In systems in which it is not a problem that tasks disappear when the system does a full-system restart, you don’t need any persistence.
If you do need persistent tasks, you could use (D)ETS or Mnesia to implement this, without needing the external Postgres dependency.

I believe there already are quite a few packages doing either of these:

transient background jobs: the built-in Task module or ex_job,
transient scheduled tasks: quantum,
persistent backround tasks using mnesia: que,
persistent background tasks using redis: toniq, exq,
persistent background tasks using RabbitMQ: task_bunny, roger
persistent background tasks using Postgres: backy (note: still in early development)

samphilipd · March 25, 2018, 2:10pm

Our requirements are:

Persists jobs across VM restarts or crashes
Transactional and durable (i.e. backed by a SQL database)
Allows nodes to be stateless (i.e. no mnesia)
Does not need any additional services (i.e. no Redis, RabbitMQ etc)
Does not require Ecto
Is highly performant and well maintained
Does not require arguments to be serializable to JSON

I have been looking at existing solutions for some time, and none of them suit our needs, so I opted to build one.

Qqwy · March 26, 2018, 4:36am

All right, then let me give you a slightly more in-depth answer to your original question .

Both approaches (working with a worker pool vs a new task for each job) are valid: The main idea behind a worker pool is that frequently you don’t want too many background jobs running at the same time, because some OS resources (like the outgoing internet connection used to fetch data from elsewhere, or like the email handler) can be easily flooded if not rate-limited in some way.

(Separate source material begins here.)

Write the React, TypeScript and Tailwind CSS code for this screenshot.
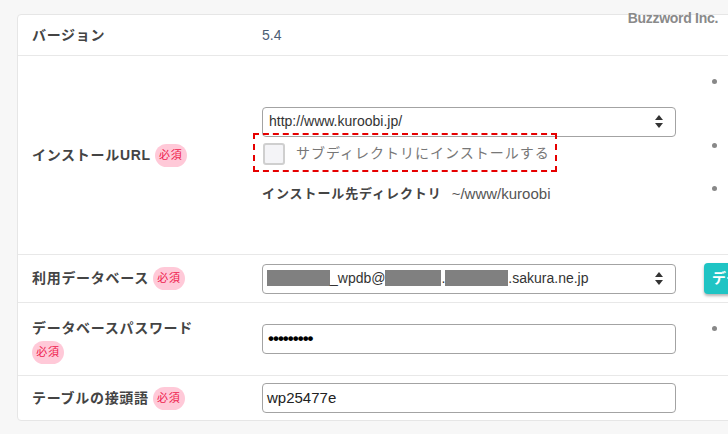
const SANS = 'font-["Liberation_Sans","Noto_Sans_CJK_JP",sans-serif]';

const Badge = () => (
  <span className="inline-flex items-center justify-center h-[23px] w-[32px] rounded-full bg-[#ffc9d8] text-[#ee1a4c] text-[11px] font-normal align-middle">
    必須
  </span>
);

const Arrows = () => (
  <svg width="8" height="13" viewBox="0 0 8 13" className="shrink-0">
    <path d="M4 0 L8 5 L0 5 Z" fill="#333" />
    <path d="M0 8 L8 8 L4 13 Z" fill="#333" />
  </svg>
);

const Redact = ({ w }: { w: number }) => (
  <span className="inline-block h-[16px] bg-[#808080] align-[-3px]" style={{ width: w }} />
);

const Bullet = ({ children }: { children: React.ReactNode }) => (
  <li className="flex gap-[8px] items-start">
    <span className="mt-[8px] w-[5px] h-[5px] rounded-full bg-[#888] shrink-0" />
    <span className="text-[13px] leading-[21px] text-[#c8964e] whitespace-nowrap">{children}</span>
  </li>
);

export default function App() {
  return (
    <div className={`relative w-[728px] h-[434px] overflow-hidden bg-[#f7f7f7] ${SANS}`}>
      <div className="absolute top-[8px] right-[10px] text-[14px] font-semibold tracking-[-0.3px] text-[#8a8a8a] z-10">
        Buzzword Inc.
      </div>

      <div className="ml-[17px] mt-[14px] w-[820px] bg-white border border-[#e6e6e6] rounded-[4px]">
        {/* version */}
        <div className="flex items-center h-[40px]">
          <div className="w-[244px] shrink-0 pl-[14px] text-[14px] font-bold text-[#444] tracking-[0.05em]">バージョン</div>
          <div className="text-[14px] text-[#4b5d75]">5.4</div>
        </div>

        {/* install url */}
        <div className="flex items-center h-[199px] border-t border-[#e8e8e8]">
          <div className="w-[244px] shrink-0 pl-[14px] flex items-center gap-[4px] text-[14px] font-bold text-[#444] tracking-[0.05em]">
            インストールURL <Badge />
          </div>
          <div className="w-[414px] shrink-0 flex flex-col">
            <div className="h-[30px] border border-[#a3a3a3] rounded-[4px] flex items-center justify-between pl-[6px] pr-[12px] text-[14px] text-[#333]">
              <span>http://www.kuroobi.jp/</span>
              <Arrows />
            </div>
            <div className="relative mt-[6px] h-[22px] flex items-center pl-[1px]">
              <span className="w-[22px] h-[22px] border-2 border-[#cfcfcf] rounded-[3px] bg-[#f4f4f7]" />
              <span className="ml-[11px] text-[14px] text-[#777] tracking-[1px]">サブディレクトリにインストールする</span>
              <span className="absolute left-[-9px] top-[-10px] w-[304px] h-[39px] border-2 border-dashed border-[#e60000]" />
            </div>
            <div className="mt-[19px] flex items-center gap-[10px] leading-[20px]">
              <span className="text-[13px] font-bold text-[#444] tracking-[0.07em]">インストール先ディレクトリ</span>
              <span className="text-[15px] text-[#555]">~/www/kuroobi</span>
            </div>
          </div>
          <ul className="self-start mt-[15px] pl-[36px] flex flex-col gap-[1px]">
            <Bullet>
              <span className="pl-[4px]">サブディレクトリを</span>
              <br />
              <span className="pl-[4px]">指定できます</span>
            </Bullet>
            <div className="h-[20px]" />
            <Bullet>
              <span className="pl-[4px]">URLを選択</span>
              <br />
              <span className="pl-[4px]">してください</span>
            </Bullet>
            <Bullet>
              <span className="pl-[4px]">ディレクトリ</span>
            </Bullet>
          </ul>
        </div>

        {/* database */}
        <div className="flex items-center h-[48px] border-t border-[#e8e8e8]">
          <div className="w-[244px] shrink-0 pl-[14px] flex items-center gap-[4px] text-[14px] font-bold text-[#444] tracking-[0.05em]">
            利用データベース <Badge />
          </div>
          <div className="w-[414px] shrink-0 h-[30px] border border-[#a3a3a3] rounded-[4px] flex items-center justify-between pl-[4px] pr-[12px] text-[14px] text-[#333]">
            <span className="whitespace-nowrap">
              <Redact w={63} />_wpdb@<Redact w={56} />.<Redact w={63} />.sakura.ne.jp
            </span>
            <Arrows />
          </div>
          <div className="ml-[28px] h-[31px] px-[8px] rounded-[4px] bg-[#1fc4c4] text-white font-bold text-[14px] flex items-center shadow-[0_2px_3px_rgba(0,0,0,0.3)] whitespace-nowrap">
            データベース作成
          </div>
        </div>

        {/* password */}
        <div className="flex items-center h-[73px] border-t border-[#e8e8e8]">
          <div className="w-[244px] shrink-0 pl-[14px] text-[14px] font-bold text-[#444] tracking-[0.05em]">
            <div className="leading-[26px]">データベースパスワード</div>
            <Badge />
          </div>
          <div className="w-[414px] shrink-0 h-[30px] border border-[#a3a3a3] rounded-[4px] flex items-center pl-[5px] text-[17px] text-black font-bold tracking-[-1px]">
            •••••••••
          </div>
          <ul className="self-start mt-[15px] pl-[36px]">
            <Bullet>
              <span className="pl-[4px]">パスワード</span>
            </Bullet>
          </ul>
        </div>

        {/* prefix */}
        <div className="flex items-center h-[45px] border-t border-[#e8e8e8]">
          <div className="w-[244px] shrink-0 pl-[14px] flex items-center gap-[4px] text-[14px] font-bold text-[#444] tracking-[0.05em]">
            テーブルの接頭語 <Badge />
          </div>
          <div className="w-[414px] shrink-0 h-[30px] border border-[#a3a3a3] rounded-[4px] flex items-center pl-[4px] text-[15px] text-[#222]">
            wp25477e
          </div>
        </div>
      </div>
    </div>
  );
}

You should not care about (garbage collection) efficiency at this time, because this would be a premature optimization (and the BEAM handles its garbage quite well). I believe using one or more worker pools is the cleaner solution.

As for your requirements:

I gather you already are using an SQL database for something else in your application, so it is not considered ‘additional’?

I’d like to note that Mnesia is able to write all changes to disk just like an SQL database does, and you can obviously have one (or multiple) nodes that just run Mnesia just like you’d run the SQL database in a separate location, besides replicating its data across all nodes. Obviously Mnesia is going to be faster because it is in-memory and lives right next to your application, using the same datatypes that the application uses.

Could you explain the reasoning behind this one? Ecto is not that heavyweight of a dependency, and it abstracts the database-specific details away from you, allowing you to swith between a whole slew of DBs.

Either use something that can handle erlang-terms natively like Mnesia, or use Erlang’s external term format to convert to/from a binary format that you could store on disk (or in a binary column in a database).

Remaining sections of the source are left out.